Een combinatie van superkritische ethanol en een metaaloxidekatalysator blijkt een probaat middel om lignine uit biomassa te depolymeriseren. Met de resulterende monomerenmix kun je dan de verbrandingseigenschappen van benzine en diesel verbeteren, schrijven Emiel Hensen en collega’s van de TU/e, in een publicatie die deze maand de cover siert van ChemSusChem.

Volgens Hensen creëer je zo meer waarde uit de lignine dan nu meestal het geval is. Binnen de huidige bioraffinageprocessen is het namelijk niet meer dan een afvalstof, met louter calorische waarde.

De gebruikte katalysator is een mix van oxides, samengevat als CuMgAlOx. NMR-metingen laten zien dat het proces chemisch gezien neerkomt op het verknippen van de ligninestructuur tot losse aromaatringen met allerlei zijketens. Die zijn uiterst reactief, maar ze reageren eerder met de omringende ethanol dan met elkaar zodat ze vanzelf worden gestabiliseerd.

Die superkritische ethanol is dus oplosmiddel en reagens tegelijk. Het kritische punt ligt overigens bij 63 bar en 241 graden Celsius, dus daar moet je boven zitten. In Eindhoven werkten ze bij 300 graden; qua reactietijd moet je denken aan 4 tot 8 uur.

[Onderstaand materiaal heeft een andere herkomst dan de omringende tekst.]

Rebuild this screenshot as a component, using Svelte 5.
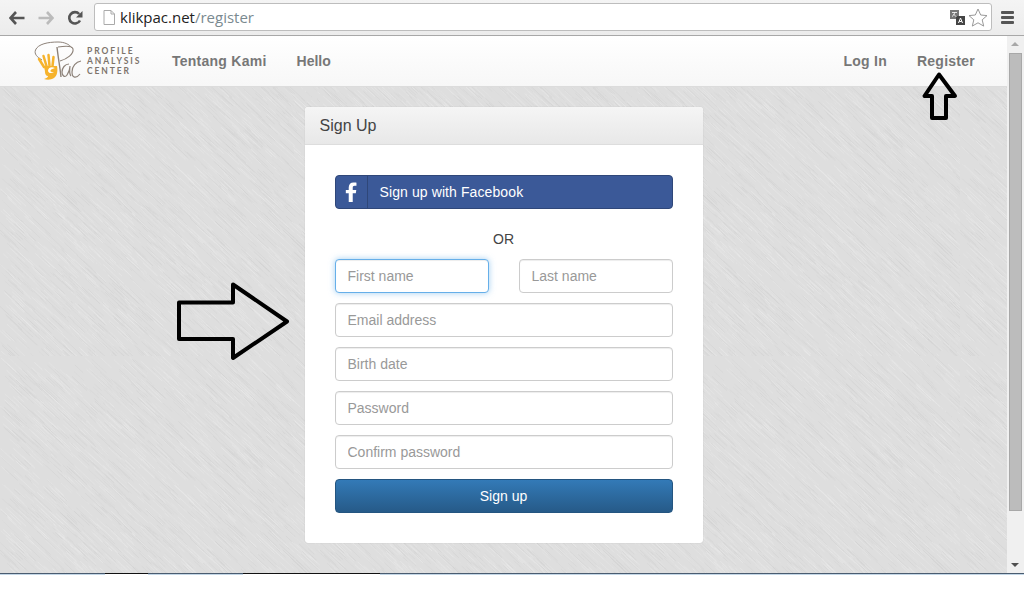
<script>
  // deterministic streaks for the brushed background
  let seed = 7;
  function rnd() {
    seed = (seed * 16807) % 2147483647;
    return seed / 2147483647;
  }
  const streaks = [];
  for (let i = 0; i < 2600; i++) {
    const x = rnd() * 320;
    const y = rnd() * 320;
    const len = 8 + rnd() * 22;
    const dark = rnd() > 0.5;
    streaks.push({
      x1: x,
      y1: y,
      x2: x + len * 0.73,
      y2: y + len * 0.68,
      color: dark ? '#cfcfcf' : '#ebebeb',
      op: 0.2 + rnd() * 0.35
    });
  }

  const rows = ['Email address', 'Birth date', 'Password', 'Confirm password'];
</script>

<div class="screen">
  <header class="toolbar">
    <div class="nav-icons">
      <svg width="16" height="14" viewBox="0 0 16 14" class="arrow-back">
        <path d="M7 1 1.500 7 7 13M2 7h13.500" fill="none" stroke="#555" stroke-width="2.600"/>
      </svg>
      <svg width="16" height="14" viewBox="0 0 16 14" class="arrow-fwd">
        <path d="M9 1l5.500 6L9 13M14 7H.5" fill="none" stroke="#bbb" stroke-width="2.600"/>
      </svg>
      <svg width="16" height="16" viewBox="0 0 16 16" class="reload">
        <path d="M13 10.500A5.700 5.700 0 1 1 12.200 4" fill="none" stroke="#555" stroke-width="2.600"/>
        <path d="M15.500 1v6.500H9z" fill="#555"/>
      </svg>
    </div>
    <div class="omnibox">
      <svg width="12" height="15" viewBox="0 0 12 15" class="page-icon">
        <path d="M1 .5h7l3.500 3.500v10.500H1zM8 .5V4h3.500" fill="#fff" stroke="#aaa"/>
      </svg>
      <span class="url"><span class="host">klikpac.net</span>/register</span>
      <svg width="15" height="15" viewBox="0 0 15 15" class="translate">
        <rect x="0" y="0" width="9" height="9" fill="#777"/>
        <rect x="6" y="6" width="9" height="9" fill="#444"/>
        <path d="M2 2.500h5M4.500 2.500c0 2-1 3-2.500 4M3.500 4c.5 1 1.500 2 3 2.500" fill="none" stroke="#fff" stroke-width=".8"/>
        <path d="M8.500 13l2-5 2 5M9.300 11.500h2.400" fill="none" stroke="#fff"/>
      </svg>
      <svg width="20" height="19" viewBox="0 0 20 19" class="star">
        <path d="M10 1l2.700 6 6.300.6-4.800 4.200 1.500 6.300L10 14.800 4.300 18.100l1.500-6.300L1 7.600 7.300 7z" fill="#fff" stroke="#999"/>
      </svg>
    </div>
    <div class="menu"><i></i><i></i><i></i></div>
  </header>

  <div class="viewport">
    <svg class="texture" width="100%" height="100%" aria-hidden="true">
      <defs>
        <pattern id="brush" width="320" height="320" patternUnits="userSpaceOnUse">
          <rect width="320" height="320" fill="#dedede"/>
          {#each streaks as s}
            <line x1={s.x1} y1={s.y1} x2={s.x2} y2={s.y2} stroke={s.color} stroke-opacity={s.op}/>
          {/each}
        </pattern>
      </defs>
      <rect width="100%" height="100%" fill="url(#brush)"/>
    </svg>

    <div class="page">
      <nav class="navbar">
        <div class="logo">
          <svg width="52" height="44" viewBox="0 0 52 44">
            <!-- outer swirl -->
            <path d="M8 21C3 18 0 15 1.500 11 4 5 14 3 24 3c6 0 11 2 14 6" fill="none" stroke="#8d8279" stroke-width="1"/>
            <!-- P -->
            <path d="M23 8c1 10 3 20 4 30" fill="none" stroke="#8d8279" stroke-width="1.400"/>
            <path d="M24 8c6-1 14-2 15 2 1 5-6 10-13 12" fill="none" stroke="#8d8279" stroke-width="1.100"/>
            <!-- a -->
            <path d="M35 25c-4 0-7 4-7 8 0 4 3 6 5 3 2-3 3-6 3-9-.5 4-1 8 1 10" fill="none" stroke="#8d8279" stroke-width="1.200"/>
            <!-- c -->
            <path d="M47 22c-5 1-9 5-9 11 0 6 4 7 8 2" fill="none" stroke="#8d8279" stroke-width="1.200"/>
            <!-- hand -->
            <path d="M5 20l5 8M9.500 17l3 10M14.500 16l1 11M19.500 18l-1 9" fill="none" stroke="#f6b32c" stroke-width="2.500" stroke-linecap="round"/>
            <path d="M10 27h13c1 5 0 10-3 12-3 2-7 2-10 1 3-1 4-2 4-3-2 0-3-2-3-4 0-2-1-4-1-6z" fill="#f6b32c"/>
            <path d="M21 29c-4-2-7 0-7 3 .5 2 3 3 6 1-2 0-4 0-3.500-1.500.5-1.500 3-2 4.500-2.500z" fill="#fff"/>
          </svg>
          <div class="logo-text">
            <span>PROFILE</span>
            <span>ANALYSIS</span>
            <span>CENTER</span>
          </div>
        </div>
        <ul class="links">
          <li>Tentang Kami</li>
          <li class="tight">Hello</li>
        </ul>
        <ul class="links right">
          <li>Log In</li>
          <li>Register</li>
        </ul>
      </nav>

      <main class="content">
        <section class="card">
          <h3 class="card-head">Sign Up</h3>
          <form class="card-body" on:submit|preventDefault>
            <button type="button" class="fb">
              <span class="fb-icon">
                <svg width="12" height="20" viewBox="0 0 13 22">
                  <path d="M4 22V12.500H.8V8.700H4V6C4 2.500 6 .5 9.300.5c1.300 0 2.700.1 3.200.2v3.400h-2C9 4.100 8.400 4.900 8.400 6.200v2.500h3.900l-.5 3.800H8.400V22z" fill="#fff"/>
                </svg>
              </span>
              <span class="fb-label">Sign up with Facebook</span>
            </button>
            <p class="or">OR</p>
            <div class="name-row">
              <input class="focused" placeholder="First name" />
              <input placeholder="Last name" />
            </div>
            {#each rows as r}
              <input placeholder={r} />
            {/each}
            <button type="button" class="submit">Sign up</button>
          </form>
        </section>
      </main>
    </div>

    <aside class="scrollbar">
      <span class="tri up"></span>
      <div class="track"><div class="thumb"></div></div>
      <span class="tri down"></span>
    </aside>

    <svg class="mark big" width="116" height="82" viewBox="0 0 116 82">
      <path d="M3 21.500H57V3.500L111 40.500 57 77V58H3z" fill="none" stroke="#000" stroke-width="4" stroke-linejoin="round"/>
    </svg>
    <svg class="mark small" width="38" height="50" viewBox="0 0 38 50">
      <path d="M19 3.500 35 25H26V47H12V25H4.500z" fill="none" stroke="#000" stroke-width="4" stroke-linejoin="round"/>
    </svg>
  </div>
  <div class="bottom-line"></div>
</div>

<style>
  :global(body) {
    margin: 0;
    background: #fff;
  }

  .screen {
    width: 1024px;
    height: 600px;
    overflow: hidden;
    display: flex;
    flex-direction: column;
    font-family: "Liberation Sans", Arial, sans-serif;
  }

  .toolbar {
    height: 35px;
    flex: none;
    display: flex;
    align-items: center;
    background: linear-gradient(#f4f4f4, #ececec);
    border-bottom: 1px solid #a8a8a8;
    box-sizing: content-box;
  }

  .nav-icons {
    width: 94px;
    display: flex;
    align-items: center;
    flex: none;
  }

  .arrow-back { margin-left: 9px; }
  .arrow-fwd { margin-left: 13px; }
  .reload { margin-left: 13px; }

  .omnibox {
    width: 896px;
    height: 26px;
    margin-top: -1px;
    flex: none;
    display: flex;
    align-items: center;
    background: #fff;
    border: 1px solid #bdbdbd;
    border-radius: 3px;
  }

  .page-icon { margin-left: 8px; }

  .url {
    margin-left: 5px;
    flex: 1;
    font-family: "Open Sans", sans-serif;
    font-size: 15px;
    color: #7a8a90;
  }

  .host { color: #222; }

  .translate { margin-right: 3px; margin-left: 2px; }
  .star { margin-right: 3px; }

  .menu {
    margin-left: 9px;
    width: 13px;
    display: flex;
    flex-direction: column;
    gap: 2px;
  }

  .menu i {
    display: block;
    height: 3px;
    background: #555;
    border-radius: 1px;
  }

  .viewport {
    position: relative;
    height: 537px;
    flex: none;
    display: flex;
  }

  .texture {
    position: absolute;
    inset: 0;
  }

  .page {
    position: relative;
    width: 1007px;
    flex: none;
  }

  .navbar {
    height: 50px;
    display: flex;
    align-items: center;
    background: linear-gradient(#fff, #f7f7f7);
    border-bottom: 1px solid #dcdcdc;
  }

  .logo {
    margin-left: 34px;
    width: 138px;
    flex: none;
    display: flex;
    align-items: center;
  }

  .logo svg { margin-right: 1px; }

  .logo-text {
    display: flex;
    flex-direction: column;
    font-family: Lato, sans-serif;
    font-weight: 700;
    font-size: 8.500px;
    line-height: 10px;
    letter-spacing: 1.900px;
    color: #7d746c;
    white-space: nowrap;
  }

  .links {
    list-style: none;
    margin: 0;
    padding: 0;
    display: flex;
    gap: 30px;
    font-size: 14px;
    font-weight: 700;
    letter-spacing: .25px;
    color: #777;
  }

  .links .tight {
    letter-spacing: 0;
  }

  .links.right {
    margin-left: auto;
    margin-right: 32px;
  }

  .content {
    display: flex;
    justify-content: center;
    padding-top: 20px;
  }

  .card {
    width: 398px;
    background: #fff;
    border-radius: 3px;
    box-shadow: 0 0 1px rgba(0, 0, 0, .2);
  }

  .card-head {
    margin: 0;
    height: 38px;
    box-sizing: border-box;
    padding: 0 15px;
    line-height: 37px;
    font-size: 16px;
    font-weight: 400;
    color: #444;
    background: linear-gradient(#f5f5f5, #e8e8e8);
    border-bottom: 1px solid #ddd;
    border-radius: 3px 3px 0 0;
  }

  .card-body {
    padding: 30px;
    display: flex;
    flex-direction: column;
    gap: 10px;
  }

  .fb {
    height: 34px;
    padding: 0;
    display: flex;
    align-items: stretch;
    font: inherit;
    font-size: 14px;
    color: #fff;
    background: #3b5998;
    border: 1px solid #2f4779;
    border-radius: 4px;
  }

  .fb-icon {
    width: 31px;
    display: flex;
    align-items: center;
    justify-content: center;
    border-right: 1px solid #2f4779;
  }

  .fb-label {
    margin-left: 12px;
    line-height: 32px;
    letter-spacing: .1px;
  }

  .or {
    margin: 10px 0 0;
    height: 20px;
    line-height: 20px;
    text-align: center;
    font-size: 14px;
    color: #444;
  }

  .name-row {
    display: flex;
    gap: 30px;
  }

  .name-row input {
    width: 154px;
  }

  input {
    height: 34px;
    width: 338px;
    box-sizing: border-box;
    padding: 6px 12px;
    font: inherit;
    font-size: 14px;
    color: #555;
    background: #fff;
    border: 1px solid #ccc;
    border-radius: 4px;
    outline: none;
    box-shadow: inset 0 1px 1px rgba(0, 0, 0, .075);
  }

  input::placeholder {
    color: #999;
    opacity: 1;
  }

  input.focused {
    border-color: #66afe9;
    box-shadow: inset 0 1px 1px rgba(0, 0, 0, .075), 0 0 6px rgba(102, 175, 233, .6);
  }

  .submit {
    height: 34px;
    padding: 0;
    font: inherit;
    font-size: 14px;
    color: #fff;
    background: linear-gradient(#337ab7, #265a88);
    border: 1px solid #245580;
    border-radius: 4px;
  }

  .scrollbar {
    position: relative;
    width: 17px;
    flex: none;
    background: #f0f0f0;
    display: flex;
    flex-direction: column;
    align-items: center;
  }

  .track {
    flex: 1;
    width: 100%;
    padding-top: 17px;
  }

  .thumb {
    width: 13px;
    height: 458px;
    margin-left: 2px;
    box-sizing: border-box;
    background: #bcbcbc;
    border: 1px solid #a8a8a8;
  }

  .tri {
    position: absolute;
    left: 4px;
    width: 0;
    height: 0;
    border-left: 4px solid transparent;
    border-right: 4px solid transparent;
  }

  .tri.up {
    top: 6px;
    border-bottom: 4px solid #a8a8a8;
  }

  .tri.down {
    bottom: 6px;
    border-top: 4px solid #505050;
  }

  .mark {
    position: absolute;
  }

  .mark.big {
    left: 176px;
    top: 245px;
  }

  .mark.small {
    left: 920px;
    top: 35px;
  }

  .bottom-line {
    height: 2px;
    flex: none;
    background:
      linear-gradient(90deg, #4a5c70 105px, #111 105px, #111 148px, #4a5c70 148px, #4a5c70 243px, #111 243px, #111 380px, #4a5c70 380px) top / 100% 1px no-repeat,
      linear-gradient(90deg, #c3d6e6 105px, #fff 105px, #fff 148px, #c3d6e6 148px, #c3d6e6 243px, #fff 243px, #fff 380px, #c3d6e6 380px);
  }
</style>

Hensen zegt op het idee te zijn gebracht door co-auteur Michael Boot, een verbrandingstechnoloog. Proefondervindelijk is vastgesteld dat toevoeging van geoxygeneerde aromaten aan diesel de verbranding verbetert en de NOx- en roetuitstoot van dieselmotoren vermindert. Waarop Boot zich afvroeg of je die aromaten soms uit de ligninestructuur zou kunnen knippen.

De ethanol kun je maken door cellulose te fermenteren die, net als die lignine, afkomstig is uit biomassa. Zo bekeken is dit proces een alternatieve manier om ‘bomen op te lossen met bomen’. Al lijkt nog niemand te hebben uitgeprobeerd wat superkritische ethanol doet met een complete boom.